··· PROVIDED DATA
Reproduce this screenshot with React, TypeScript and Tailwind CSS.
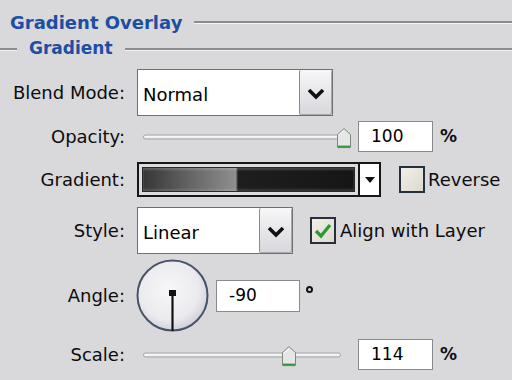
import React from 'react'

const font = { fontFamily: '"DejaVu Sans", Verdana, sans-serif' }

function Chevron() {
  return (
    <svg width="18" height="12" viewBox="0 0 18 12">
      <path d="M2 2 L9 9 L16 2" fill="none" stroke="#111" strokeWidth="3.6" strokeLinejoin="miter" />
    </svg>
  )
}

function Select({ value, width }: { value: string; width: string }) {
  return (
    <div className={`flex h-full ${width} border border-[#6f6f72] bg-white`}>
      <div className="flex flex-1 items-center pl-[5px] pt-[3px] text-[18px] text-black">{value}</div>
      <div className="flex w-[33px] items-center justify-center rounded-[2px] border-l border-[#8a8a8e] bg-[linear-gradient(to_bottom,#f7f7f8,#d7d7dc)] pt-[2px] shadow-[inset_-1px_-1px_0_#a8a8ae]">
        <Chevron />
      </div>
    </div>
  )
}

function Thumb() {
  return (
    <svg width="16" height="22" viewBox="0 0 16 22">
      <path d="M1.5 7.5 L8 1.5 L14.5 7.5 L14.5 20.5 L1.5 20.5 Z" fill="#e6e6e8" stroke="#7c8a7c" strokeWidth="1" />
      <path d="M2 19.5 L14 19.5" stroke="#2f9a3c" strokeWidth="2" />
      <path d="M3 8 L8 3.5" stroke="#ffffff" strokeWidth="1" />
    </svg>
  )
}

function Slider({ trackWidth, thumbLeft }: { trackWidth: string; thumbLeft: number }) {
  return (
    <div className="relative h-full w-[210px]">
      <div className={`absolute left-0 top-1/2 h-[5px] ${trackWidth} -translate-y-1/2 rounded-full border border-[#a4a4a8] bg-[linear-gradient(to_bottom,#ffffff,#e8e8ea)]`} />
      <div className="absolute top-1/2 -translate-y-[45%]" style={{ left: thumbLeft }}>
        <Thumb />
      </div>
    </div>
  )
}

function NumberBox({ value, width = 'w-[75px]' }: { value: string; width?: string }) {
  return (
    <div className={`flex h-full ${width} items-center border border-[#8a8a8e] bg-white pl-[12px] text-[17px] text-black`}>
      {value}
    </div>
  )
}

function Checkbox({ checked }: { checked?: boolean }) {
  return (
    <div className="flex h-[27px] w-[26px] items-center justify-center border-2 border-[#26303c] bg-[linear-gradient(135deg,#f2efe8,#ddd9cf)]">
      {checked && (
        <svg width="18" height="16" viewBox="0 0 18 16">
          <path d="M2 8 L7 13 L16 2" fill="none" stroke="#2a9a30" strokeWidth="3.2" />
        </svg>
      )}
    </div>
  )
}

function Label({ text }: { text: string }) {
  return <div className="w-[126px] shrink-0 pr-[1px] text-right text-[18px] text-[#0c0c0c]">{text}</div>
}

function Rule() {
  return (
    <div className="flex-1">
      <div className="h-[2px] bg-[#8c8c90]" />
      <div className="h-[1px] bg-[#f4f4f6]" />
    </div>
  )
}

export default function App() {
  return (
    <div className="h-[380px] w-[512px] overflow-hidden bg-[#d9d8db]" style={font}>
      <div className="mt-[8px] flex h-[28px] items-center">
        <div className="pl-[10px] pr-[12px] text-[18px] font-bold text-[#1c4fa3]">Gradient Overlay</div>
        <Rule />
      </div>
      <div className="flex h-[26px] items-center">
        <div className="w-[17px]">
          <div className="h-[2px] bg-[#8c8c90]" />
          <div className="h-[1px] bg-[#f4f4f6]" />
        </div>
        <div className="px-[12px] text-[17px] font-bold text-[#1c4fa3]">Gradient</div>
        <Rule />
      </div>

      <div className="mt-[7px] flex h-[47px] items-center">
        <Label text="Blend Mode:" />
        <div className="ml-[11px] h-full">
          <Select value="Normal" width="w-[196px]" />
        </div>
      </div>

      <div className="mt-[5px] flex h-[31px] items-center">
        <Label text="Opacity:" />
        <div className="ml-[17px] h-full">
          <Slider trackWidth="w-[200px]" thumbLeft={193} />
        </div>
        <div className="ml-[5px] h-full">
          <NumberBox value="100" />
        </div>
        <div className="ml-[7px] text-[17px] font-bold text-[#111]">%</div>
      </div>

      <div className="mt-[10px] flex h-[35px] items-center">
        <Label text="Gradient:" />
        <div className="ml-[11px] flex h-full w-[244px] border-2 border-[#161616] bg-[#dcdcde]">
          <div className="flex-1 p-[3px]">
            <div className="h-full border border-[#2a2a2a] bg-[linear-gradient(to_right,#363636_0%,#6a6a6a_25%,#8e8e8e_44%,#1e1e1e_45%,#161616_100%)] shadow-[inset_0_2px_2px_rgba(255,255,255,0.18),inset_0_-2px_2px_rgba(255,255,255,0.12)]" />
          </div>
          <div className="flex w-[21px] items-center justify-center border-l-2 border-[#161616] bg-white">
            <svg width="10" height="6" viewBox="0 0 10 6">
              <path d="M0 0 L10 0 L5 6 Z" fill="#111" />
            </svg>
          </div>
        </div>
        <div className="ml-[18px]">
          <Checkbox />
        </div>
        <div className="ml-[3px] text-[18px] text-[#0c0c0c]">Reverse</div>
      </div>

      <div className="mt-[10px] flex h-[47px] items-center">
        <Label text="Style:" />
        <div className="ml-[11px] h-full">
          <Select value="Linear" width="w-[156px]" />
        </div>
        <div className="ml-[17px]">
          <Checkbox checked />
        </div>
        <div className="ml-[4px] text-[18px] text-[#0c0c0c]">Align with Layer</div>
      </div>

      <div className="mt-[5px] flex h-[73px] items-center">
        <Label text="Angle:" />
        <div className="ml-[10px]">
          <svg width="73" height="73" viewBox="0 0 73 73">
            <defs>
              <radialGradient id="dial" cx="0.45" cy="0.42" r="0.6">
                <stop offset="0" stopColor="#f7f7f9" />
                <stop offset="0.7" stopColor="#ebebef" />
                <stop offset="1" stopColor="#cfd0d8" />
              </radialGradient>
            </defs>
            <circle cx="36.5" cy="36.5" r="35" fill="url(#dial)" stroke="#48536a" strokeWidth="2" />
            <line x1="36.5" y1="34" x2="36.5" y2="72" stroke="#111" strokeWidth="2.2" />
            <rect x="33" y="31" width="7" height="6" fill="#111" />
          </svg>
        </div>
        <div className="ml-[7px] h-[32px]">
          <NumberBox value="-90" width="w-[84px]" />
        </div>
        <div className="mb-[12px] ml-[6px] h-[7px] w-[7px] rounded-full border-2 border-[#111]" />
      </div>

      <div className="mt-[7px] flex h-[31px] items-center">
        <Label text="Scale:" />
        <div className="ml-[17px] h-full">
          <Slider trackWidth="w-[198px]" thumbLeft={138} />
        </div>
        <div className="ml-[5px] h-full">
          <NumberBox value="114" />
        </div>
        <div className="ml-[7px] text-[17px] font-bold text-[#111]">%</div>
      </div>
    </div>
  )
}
······
#### WHAT IS EXPECTED:
Reproduce the full material exactly, excluding the pictures.

#### THE REPLY:
Reproduce this screenshot with React, TypeScript and Tailwind CSS.
import React from 'react'

const font = { fontFamily: '"DejaVu Sans", Verdana, sans-serif' }

function Chevron() {
  return (
    <svg width="18" height="12" viewBox="0 0 18 12">
      <path d="M2 2 L9 9 L16 2" fill="none" stroke="#111" strokeWidth="3.6" strokeLinejoin="miter" />
    </svg>
  )
}

function Select({ value, width }: { value: string; width: string }) {
  return (
    <div className={`flex h-full ${width} border border-[#6f6f72] bg-white`}>
      <div className="flex flex-1 items-center pl-[5px] pt-[3px] text-[18px] text-black">{value}</div>
      <div className="flex w-[33px] items-center justify-center rounded-[2px] border-l border-[#8a8a8e] bg-[linear-gradient(to_bottom,#f7f7f8,#d7d7dc)] pt-[2px] shadow-[inset_-1px_-1px_0_#a8a8ae]">
        <Chevron />
      </div>
    </div>
  )
}

function Thumb() {
  return (
    <svg width="16" height="22" viewBox="0 0 16 22">
      <path d="M1.5 7.5 L8 1.5 L14.5 7.5 L14.5 20.5 L1.5 20.5 Z" fill="#e6e6e8" stroke="#7c8a7c" strokeWidth="1" />
      <path d="M2 19.5 L14 19.5" stroke="#2f9a3c" strokeWidth="2" />
      <path d="M3 8 L8 3.5" stroke="#ffffff" strokeWidth="1" />
    </svg>
  )
}

function Slider({ trackWidth, thumbLeft }: { trackWidth: string; thumbLeft: number }) {
  return (
    <div className="relative h-full w-[210px]">
      <div className={`absolute left-0 top-1/2 h-[5px] ${trackWidth} -translate-y-1/2 rounded-full border border-[#a4a4a8] bg-[linear-gradient(to_bottom,#ffffff,#e8e8ea)]`} />
      <div className="absolute top-1/2 -translate-y-[45%]" style={{ left: thumbLeft }}>
        <Thumb />
      </div>
    </div>
  )
}

function NumberBox({ value, width = 'w-[75px]' }: { value: string; width?: string }) {
  return (
    <div className={`flex h-full ${width} items-center border border-[#8a8a8e] bg-white pl-[12px] text-[17px] text-black`}>
      {value}
    </div>
  )
}

function Checkbox({ checked }: { checked?: boolean }) {
  return (
    <div className="flex h-[27px] w-[26px] items-center justify-center border-2 border-[#26303c] bg-[linear-gradient(135deg,#f2efe8,#ddd9cf)]">
      {checked && (
        <svg width="18" height="16" viewBox="0 0 18 16">
          <path d="M2 8 L7 13 L16 2" fill="none" stroke="#2a9a30" strokeWidth="3.2" />
        </svg>
      )}
    </div>
  )
}

function Label({ text }: { text: string }) {
  return <div className="w-[126px] shrink-0 pr-[1px] text-right text-[18px] text-[#0c0c0c]">{text}</div>
}

function Rule() {
  return (
    <div className="flex-1">
      <div className="h-[2px] bg-[#8c8c90]" />
      <div className="h-[1px] bg-[#f4f4f6]" />
    </div>
  )
}

export default function App() {
  return (
    <div className="h-[380px] w-[512px] overflow-hidden bg-[#d9d8db]" style={font}>
      <div className="mt-[8px] flex h-[28px] items-center">
        <div className="pl-[10px] pr-[12px] text-[18px] font-bold text-[#1c4fa3]">Gradient Overlay</div>
        <Rule />
      </div>
      <div className="flex h-[26px] items-center">
        <div className="w-[17px]">
          <div className="h-[2px] bg-[#8c8c90]" />
          <div className="h-[1px] bg-[#f4f4f6]" />
        </div>
        <div className="px-[12px] text-[17px] font-bold text-[#1c4fa3]">Gradient</div>
        <Rule />
      </div>

      <div className="mt-[7px] flex h-[47px] items-center">
        <Label text="Blend Mode:" />
        <div className="ml-[11px] h-full">
          <Select value="Normal" width="w-[196px]" />
        </div>
      </div>

      <div className="mt-[5px] flex h-[31px] items-center">
        <Label text="Opacity:" />
        <div className="ml-[17px] h-full">
          <Slider trackWidth="w-[200px]" thumbLeft={193} />
        </div>
        <div className="ml-[5px] h-full">
          <NumberBox value="100" />
        </div>
        <div className="ml-[7px] text-[17px] font-bold text-[#111]">%</div>
      </div>

      <div className="mt-[10px] flex h-[35px] items-center">
        <Label text="Gradient:" />
        <div className="ml-[11px] flex h-full w-[244px] border-2 border-[#161616] bg-[#dcdcde]">
          <div className="flex-1 p-[3px]">
            <div className="h-full border border-[#2a2a2a] bg-[linear-gradient(to_right,#363636_0%,#6a6a6a_25%,#8e8e8e_44%,#1e1e1e_45%,#161616_100%)] shadow-[inset_0_2px_2px_rgba(255,255,255,0.18),inset_0_-2px_2px_rgba(255,255,255,0.12)]" />
          </div>
          <div className="flex w-[21px] items-center justify-center border-l-2 border-[#161616] bg-white">
            <svg width="10" height="6" viewBox="0 0 10 6">
              <path d="M0 0 L10 0 L5 6 Z" fill="#111" />
            </svg>
          </div>
        </div>
        <div className="ml-[18px]">
          <Checkbox />
        </div>
        <div className="ml-[3px] text-[18px] text-[#0c0c0c]">Reverse</div>
      </div>

      <div className="mt-[10px] flex h-[47px] items-center">
        <Label text="Style:" />
        <div className="ml-[11px] h-full">
          <Select value="Linear" width="w-[156px]" />
        </div>
        <div className="ml-[17px]">
          <Checkbox checked />
        </div>
        <div className="ml-[4px] text-[18px] text-[#0c0c0c]">Align with Layer</div>
      </div>

      <div className="mt-[5px] flex h-[73px] items-center">
        <Label text="Angle:" />
        <div className="ml-[10px]">
          <svg width="73" height="73" viewBox="0 0 73 73">
            <defs>
              <radialGradient id="dial" cx="0.45" cy="0.42" r="0.6">
                <stop offset="0" stopColor="#f7f7f9" />
                <stop offset="0.7" stopColor="#ebebef" />
                <stop offset="1" stopColor="#cfd0d8" />
              </radialGradient>
            </defs>
            <circle cx="36.5" cy="36.5" r="35" fill="url(#dial)" stroke="#48536a" strokeWidth="2" />
            <line x1="36.5" y1="34" x2="36.5" y2="72" stroke="#111" strokeWidth="2.2" />
            <rect x="33" y="31" width="7" height="6" fill="#111" />
          </svg>
        </div>
        <div className="ml-[7px] h-[32px]">
          <NumberBox value="-90" width="w-[84px]" />
        </div>
        <div className="mb-[12px] ml-[6px] h-[7px] w-[7px] rounded-full border-2 border-[#111]" />
      </div>

      <div className="mt-[7px] flex h-[31px] items-center">
        <Label text="Scale:" />
        <div className="ml-[17px] h-full">
          <Slider trackWidth="w-[198px]" thumbLeft={138} />
        </div>
        <div className="ml-[5px] h-full">
          <NumberBox value="114" />
        </div>
        <div className="ml-[7px] text-[17px] font-bold text-[#111]">%</div>
      </div>
    </div>
  )
}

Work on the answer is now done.